TASK DIRECTIONS:
Go through the listing and pick out each line with the word "that" in it.

RECORDED DATA:

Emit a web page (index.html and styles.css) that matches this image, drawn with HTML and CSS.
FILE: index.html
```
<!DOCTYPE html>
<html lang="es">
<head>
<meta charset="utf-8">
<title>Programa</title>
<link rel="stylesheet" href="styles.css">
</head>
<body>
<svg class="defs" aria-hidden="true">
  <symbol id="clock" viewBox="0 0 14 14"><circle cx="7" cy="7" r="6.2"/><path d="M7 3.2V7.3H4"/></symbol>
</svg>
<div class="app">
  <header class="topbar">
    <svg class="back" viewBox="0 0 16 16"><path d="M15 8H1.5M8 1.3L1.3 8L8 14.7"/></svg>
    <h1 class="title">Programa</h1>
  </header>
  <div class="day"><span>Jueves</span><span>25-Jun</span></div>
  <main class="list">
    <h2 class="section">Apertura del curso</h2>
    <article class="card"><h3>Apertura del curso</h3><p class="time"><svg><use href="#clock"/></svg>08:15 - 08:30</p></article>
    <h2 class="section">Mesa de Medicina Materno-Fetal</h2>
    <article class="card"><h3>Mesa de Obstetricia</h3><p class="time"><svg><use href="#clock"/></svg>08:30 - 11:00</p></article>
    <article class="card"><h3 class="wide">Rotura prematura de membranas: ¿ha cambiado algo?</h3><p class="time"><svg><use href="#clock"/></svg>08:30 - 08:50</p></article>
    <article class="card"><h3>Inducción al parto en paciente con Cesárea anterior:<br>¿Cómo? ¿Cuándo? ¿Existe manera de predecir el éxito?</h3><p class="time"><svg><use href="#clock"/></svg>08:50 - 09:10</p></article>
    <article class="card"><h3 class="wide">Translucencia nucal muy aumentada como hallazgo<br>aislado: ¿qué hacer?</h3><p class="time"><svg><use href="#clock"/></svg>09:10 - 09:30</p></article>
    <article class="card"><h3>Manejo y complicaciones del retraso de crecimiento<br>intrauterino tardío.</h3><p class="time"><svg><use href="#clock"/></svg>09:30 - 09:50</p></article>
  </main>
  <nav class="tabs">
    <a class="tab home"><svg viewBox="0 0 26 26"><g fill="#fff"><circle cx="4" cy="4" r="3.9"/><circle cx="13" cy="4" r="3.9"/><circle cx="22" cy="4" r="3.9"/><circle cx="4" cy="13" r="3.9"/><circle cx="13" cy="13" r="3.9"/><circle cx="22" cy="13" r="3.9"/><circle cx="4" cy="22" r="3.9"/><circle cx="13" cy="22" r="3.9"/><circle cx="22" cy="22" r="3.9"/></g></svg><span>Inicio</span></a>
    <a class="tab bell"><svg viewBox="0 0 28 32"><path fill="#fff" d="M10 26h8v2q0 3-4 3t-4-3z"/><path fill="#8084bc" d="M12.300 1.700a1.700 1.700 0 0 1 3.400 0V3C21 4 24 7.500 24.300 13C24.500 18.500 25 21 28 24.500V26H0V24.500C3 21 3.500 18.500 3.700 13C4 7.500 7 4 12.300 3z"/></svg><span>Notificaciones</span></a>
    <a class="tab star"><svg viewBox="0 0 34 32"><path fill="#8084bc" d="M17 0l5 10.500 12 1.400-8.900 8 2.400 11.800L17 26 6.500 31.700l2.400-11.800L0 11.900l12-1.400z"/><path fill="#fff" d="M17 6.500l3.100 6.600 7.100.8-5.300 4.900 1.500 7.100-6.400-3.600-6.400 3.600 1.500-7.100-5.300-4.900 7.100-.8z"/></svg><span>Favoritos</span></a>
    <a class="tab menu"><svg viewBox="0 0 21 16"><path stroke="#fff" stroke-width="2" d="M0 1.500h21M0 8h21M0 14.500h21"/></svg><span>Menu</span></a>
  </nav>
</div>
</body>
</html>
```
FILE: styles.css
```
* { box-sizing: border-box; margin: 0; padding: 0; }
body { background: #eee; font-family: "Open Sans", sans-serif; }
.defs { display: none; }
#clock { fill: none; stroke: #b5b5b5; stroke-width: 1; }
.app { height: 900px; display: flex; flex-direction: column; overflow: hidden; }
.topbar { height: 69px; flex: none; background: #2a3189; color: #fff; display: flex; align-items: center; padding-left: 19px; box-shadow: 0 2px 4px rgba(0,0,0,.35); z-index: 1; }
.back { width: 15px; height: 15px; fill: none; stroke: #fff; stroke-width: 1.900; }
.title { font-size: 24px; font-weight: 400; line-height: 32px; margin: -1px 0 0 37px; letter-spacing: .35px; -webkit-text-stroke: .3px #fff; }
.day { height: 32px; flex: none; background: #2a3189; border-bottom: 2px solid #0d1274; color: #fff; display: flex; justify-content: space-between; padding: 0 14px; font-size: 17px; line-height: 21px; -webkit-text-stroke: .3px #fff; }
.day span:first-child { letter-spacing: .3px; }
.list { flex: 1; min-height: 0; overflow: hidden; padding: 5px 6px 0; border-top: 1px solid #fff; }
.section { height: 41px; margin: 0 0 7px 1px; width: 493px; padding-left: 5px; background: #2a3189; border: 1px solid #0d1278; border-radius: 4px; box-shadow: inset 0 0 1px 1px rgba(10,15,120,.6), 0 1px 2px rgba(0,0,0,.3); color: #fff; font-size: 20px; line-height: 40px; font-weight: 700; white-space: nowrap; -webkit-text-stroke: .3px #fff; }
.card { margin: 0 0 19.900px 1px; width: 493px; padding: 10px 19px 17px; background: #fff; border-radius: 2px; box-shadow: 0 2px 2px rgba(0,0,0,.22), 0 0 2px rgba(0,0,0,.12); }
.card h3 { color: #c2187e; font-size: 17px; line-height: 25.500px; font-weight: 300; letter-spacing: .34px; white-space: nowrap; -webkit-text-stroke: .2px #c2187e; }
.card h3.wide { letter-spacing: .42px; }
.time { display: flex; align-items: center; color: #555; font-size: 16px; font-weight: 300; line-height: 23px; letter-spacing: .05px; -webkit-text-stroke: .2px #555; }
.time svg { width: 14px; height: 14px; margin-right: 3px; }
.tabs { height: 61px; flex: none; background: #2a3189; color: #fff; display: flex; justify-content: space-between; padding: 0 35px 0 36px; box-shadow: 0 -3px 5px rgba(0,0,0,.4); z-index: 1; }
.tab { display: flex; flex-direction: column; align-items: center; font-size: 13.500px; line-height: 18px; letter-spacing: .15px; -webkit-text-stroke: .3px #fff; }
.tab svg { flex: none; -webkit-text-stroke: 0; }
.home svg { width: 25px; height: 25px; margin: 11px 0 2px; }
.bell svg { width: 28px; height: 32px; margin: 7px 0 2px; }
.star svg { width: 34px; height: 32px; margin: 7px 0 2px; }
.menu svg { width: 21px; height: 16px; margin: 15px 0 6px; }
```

---

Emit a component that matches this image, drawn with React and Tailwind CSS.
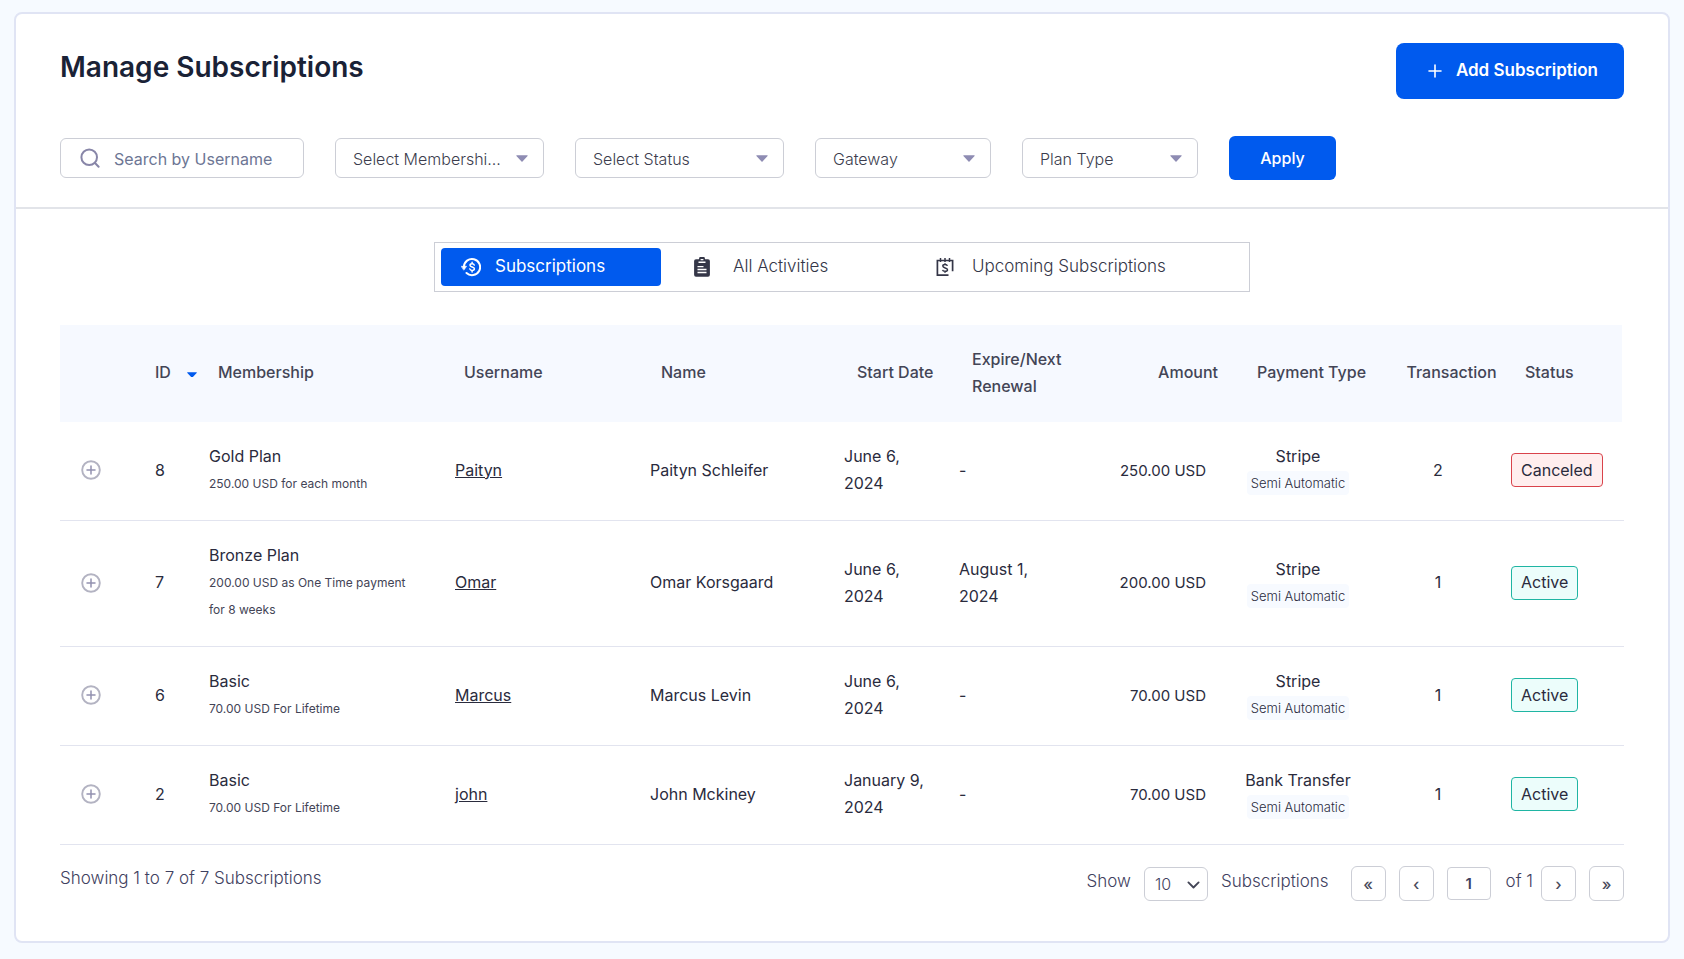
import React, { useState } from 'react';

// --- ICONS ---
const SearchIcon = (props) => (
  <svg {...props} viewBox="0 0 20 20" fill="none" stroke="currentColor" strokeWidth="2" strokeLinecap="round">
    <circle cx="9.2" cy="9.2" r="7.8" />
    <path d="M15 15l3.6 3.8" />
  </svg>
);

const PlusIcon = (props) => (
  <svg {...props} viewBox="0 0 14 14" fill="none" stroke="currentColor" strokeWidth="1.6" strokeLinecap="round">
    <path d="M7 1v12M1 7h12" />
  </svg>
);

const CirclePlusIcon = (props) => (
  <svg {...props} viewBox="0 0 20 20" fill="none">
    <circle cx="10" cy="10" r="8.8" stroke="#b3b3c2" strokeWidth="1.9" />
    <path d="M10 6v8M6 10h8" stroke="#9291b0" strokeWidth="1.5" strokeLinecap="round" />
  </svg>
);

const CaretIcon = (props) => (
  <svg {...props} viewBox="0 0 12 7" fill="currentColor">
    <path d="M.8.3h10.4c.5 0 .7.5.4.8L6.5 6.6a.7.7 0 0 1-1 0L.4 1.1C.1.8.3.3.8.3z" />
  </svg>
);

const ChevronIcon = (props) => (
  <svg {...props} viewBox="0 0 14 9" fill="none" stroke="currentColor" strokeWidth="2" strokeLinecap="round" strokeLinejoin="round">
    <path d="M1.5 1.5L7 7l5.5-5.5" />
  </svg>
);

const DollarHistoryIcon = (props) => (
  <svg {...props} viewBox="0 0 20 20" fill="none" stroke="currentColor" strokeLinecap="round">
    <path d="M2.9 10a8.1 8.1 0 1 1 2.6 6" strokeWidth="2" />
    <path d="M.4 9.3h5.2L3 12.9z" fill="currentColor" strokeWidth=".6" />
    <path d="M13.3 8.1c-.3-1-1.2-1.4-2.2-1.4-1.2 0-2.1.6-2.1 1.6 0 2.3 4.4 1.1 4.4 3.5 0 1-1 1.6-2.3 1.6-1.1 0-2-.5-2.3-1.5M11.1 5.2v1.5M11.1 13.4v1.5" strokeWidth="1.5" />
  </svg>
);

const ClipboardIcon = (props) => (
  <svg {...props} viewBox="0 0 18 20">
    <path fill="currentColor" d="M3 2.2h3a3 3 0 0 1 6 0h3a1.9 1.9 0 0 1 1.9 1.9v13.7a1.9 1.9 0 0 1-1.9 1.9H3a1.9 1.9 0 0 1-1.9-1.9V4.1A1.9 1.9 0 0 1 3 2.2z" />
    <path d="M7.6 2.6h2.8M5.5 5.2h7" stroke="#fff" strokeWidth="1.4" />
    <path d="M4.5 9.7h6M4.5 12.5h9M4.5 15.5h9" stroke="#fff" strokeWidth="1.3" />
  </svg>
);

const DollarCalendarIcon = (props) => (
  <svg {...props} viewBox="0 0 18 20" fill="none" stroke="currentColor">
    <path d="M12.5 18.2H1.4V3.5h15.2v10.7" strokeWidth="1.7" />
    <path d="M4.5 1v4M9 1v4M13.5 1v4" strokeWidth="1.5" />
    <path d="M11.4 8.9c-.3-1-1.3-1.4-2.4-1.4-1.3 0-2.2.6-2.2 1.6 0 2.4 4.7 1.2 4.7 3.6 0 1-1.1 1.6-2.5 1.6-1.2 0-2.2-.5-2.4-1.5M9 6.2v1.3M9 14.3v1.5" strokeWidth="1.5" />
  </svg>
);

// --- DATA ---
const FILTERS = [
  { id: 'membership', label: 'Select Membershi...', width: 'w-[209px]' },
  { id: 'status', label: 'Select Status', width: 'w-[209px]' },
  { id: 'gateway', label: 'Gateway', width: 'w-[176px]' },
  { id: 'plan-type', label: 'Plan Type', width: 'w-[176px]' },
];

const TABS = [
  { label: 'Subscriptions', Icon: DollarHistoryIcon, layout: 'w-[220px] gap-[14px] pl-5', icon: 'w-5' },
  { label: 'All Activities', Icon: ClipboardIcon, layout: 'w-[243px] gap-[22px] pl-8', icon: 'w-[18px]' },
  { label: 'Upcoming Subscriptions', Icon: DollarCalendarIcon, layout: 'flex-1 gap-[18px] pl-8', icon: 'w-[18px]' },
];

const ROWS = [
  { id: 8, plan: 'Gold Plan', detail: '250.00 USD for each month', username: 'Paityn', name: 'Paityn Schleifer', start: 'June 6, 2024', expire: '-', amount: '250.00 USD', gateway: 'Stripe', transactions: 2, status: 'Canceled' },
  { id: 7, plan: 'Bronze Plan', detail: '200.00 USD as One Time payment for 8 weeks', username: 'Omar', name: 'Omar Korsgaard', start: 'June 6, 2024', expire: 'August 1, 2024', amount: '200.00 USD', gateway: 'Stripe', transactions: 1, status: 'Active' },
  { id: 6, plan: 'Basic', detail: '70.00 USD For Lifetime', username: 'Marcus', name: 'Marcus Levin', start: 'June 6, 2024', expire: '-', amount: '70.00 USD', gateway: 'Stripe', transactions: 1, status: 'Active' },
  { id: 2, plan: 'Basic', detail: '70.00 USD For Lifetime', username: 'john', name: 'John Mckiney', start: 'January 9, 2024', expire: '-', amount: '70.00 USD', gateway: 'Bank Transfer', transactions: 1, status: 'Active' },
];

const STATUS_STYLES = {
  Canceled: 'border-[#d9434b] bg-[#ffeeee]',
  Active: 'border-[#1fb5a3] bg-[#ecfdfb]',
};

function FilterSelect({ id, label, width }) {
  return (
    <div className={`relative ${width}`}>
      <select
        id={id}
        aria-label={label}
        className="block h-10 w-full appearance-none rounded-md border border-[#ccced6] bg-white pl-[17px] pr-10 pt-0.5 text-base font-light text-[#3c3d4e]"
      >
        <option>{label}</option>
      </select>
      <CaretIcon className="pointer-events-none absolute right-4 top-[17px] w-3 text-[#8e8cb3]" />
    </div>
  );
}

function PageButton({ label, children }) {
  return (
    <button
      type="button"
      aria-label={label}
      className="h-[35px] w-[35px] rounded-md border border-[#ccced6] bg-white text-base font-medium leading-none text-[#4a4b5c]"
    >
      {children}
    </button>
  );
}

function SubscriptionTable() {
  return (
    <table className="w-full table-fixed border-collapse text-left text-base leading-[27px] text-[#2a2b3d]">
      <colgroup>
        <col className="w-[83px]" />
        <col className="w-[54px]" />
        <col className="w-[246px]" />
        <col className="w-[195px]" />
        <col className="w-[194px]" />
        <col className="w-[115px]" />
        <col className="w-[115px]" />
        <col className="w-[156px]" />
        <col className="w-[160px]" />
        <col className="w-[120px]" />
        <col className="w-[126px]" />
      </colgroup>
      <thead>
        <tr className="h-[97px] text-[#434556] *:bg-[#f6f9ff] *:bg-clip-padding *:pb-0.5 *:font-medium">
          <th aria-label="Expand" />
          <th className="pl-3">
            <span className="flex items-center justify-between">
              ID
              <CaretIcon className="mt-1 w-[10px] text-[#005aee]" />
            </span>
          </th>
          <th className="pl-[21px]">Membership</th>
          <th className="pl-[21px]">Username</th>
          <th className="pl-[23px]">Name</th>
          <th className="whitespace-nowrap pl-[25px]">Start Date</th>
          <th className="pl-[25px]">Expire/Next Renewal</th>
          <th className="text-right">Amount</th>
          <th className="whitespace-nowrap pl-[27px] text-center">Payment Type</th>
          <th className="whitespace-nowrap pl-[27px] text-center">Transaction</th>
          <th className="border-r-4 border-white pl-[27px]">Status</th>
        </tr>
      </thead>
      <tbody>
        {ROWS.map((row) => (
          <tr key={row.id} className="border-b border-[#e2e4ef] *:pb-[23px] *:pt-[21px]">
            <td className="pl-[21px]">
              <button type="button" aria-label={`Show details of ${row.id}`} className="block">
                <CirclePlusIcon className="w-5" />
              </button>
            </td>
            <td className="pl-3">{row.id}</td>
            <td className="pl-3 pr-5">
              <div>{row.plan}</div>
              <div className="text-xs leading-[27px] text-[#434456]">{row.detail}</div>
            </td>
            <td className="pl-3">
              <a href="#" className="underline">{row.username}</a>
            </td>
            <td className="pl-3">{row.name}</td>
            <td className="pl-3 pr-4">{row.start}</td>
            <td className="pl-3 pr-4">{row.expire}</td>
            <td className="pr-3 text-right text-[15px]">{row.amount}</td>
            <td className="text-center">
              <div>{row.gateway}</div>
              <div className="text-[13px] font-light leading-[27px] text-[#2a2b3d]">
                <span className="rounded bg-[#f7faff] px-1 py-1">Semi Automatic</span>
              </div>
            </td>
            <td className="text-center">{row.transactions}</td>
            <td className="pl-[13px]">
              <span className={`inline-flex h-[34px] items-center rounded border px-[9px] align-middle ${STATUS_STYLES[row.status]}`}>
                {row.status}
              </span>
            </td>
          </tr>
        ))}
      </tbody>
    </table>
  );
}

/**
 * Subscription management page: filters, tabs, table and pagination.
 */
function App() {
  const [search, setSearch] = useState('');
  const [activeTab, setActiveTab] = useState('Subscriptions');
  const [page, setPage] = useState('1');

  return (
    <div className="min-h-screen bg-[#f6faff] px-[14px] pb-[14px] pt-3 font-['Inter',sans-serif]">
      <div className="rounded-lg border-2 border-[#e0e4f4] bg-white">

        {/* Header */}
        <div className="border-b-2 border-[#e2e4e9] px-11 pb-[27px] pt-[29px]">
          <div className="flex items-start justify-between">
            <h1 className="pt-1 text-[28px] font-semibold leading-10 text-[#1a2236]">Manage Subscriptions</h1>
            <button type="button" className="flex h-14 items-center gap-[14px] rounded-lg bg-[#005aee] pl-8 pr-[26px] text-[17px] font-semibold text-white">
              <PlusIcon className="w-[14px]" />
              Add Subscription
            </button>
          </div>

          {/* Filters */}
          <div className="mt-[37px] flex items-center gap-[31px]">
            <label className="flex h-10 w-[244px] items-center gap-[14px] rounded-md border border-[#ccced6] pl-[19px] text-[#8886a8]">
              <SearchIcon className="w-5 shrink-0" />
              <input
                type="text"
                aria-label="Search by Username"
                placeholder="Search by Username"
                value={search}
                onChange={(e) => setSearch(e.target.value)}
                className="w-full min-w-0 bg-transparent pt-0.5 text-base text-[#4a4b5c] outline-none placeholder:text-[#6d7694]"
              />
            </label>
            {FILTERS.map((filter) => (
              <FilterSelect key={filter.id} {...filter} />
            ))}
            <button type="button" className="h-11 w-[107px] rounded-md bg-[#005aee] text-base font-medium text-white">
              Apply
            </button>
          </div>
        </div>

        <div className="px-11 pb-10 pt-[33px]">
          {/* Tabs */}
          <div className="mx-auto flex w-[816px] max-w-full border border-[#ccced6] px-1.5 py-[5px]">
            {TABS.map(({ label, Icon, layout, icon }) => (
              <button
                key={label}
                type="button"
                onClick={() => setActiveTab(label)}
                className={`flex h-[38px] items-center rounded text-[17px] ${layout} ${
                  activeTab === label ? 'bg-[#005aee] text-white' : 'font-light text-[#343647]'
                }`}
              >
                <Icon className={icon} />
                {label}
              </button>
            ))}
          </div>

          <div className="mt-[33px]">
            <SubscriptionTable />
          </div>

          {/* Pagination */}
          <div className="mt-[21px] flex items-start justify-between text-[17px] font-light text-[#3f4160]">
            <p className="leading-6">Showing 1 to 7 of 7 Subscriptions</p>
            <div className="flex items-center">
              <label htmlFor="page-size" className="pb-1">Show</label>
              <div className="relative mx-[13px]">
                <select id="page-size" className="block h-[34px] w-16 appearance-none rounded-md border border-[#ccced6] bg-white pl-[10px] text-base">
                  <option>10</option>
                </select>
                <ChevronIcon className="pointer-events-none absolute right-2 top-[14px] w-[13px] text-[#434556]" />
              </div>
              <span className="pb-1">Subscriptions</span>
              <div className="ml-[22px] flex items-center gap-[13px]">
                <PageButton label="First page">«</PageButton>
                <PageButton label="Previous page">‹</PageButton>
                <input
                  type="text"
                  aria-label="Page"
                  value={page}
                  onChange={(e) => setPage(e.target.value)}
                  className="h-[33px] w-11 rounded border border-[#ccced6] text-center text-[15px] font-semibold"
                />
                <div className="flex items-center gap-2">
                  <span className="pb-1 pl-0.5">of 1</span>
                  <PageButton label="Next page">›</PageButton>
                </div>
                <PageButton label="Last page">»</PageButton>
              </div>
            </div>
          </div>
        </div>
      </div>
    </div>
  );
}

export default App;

SOLUTION TO THE EXERCISE:
Emit a web page (index.html and styles.css) that matches this image, drawn with HTML and CSS.
Emit a component that matches this image, drawn with React and Tailwind CSS.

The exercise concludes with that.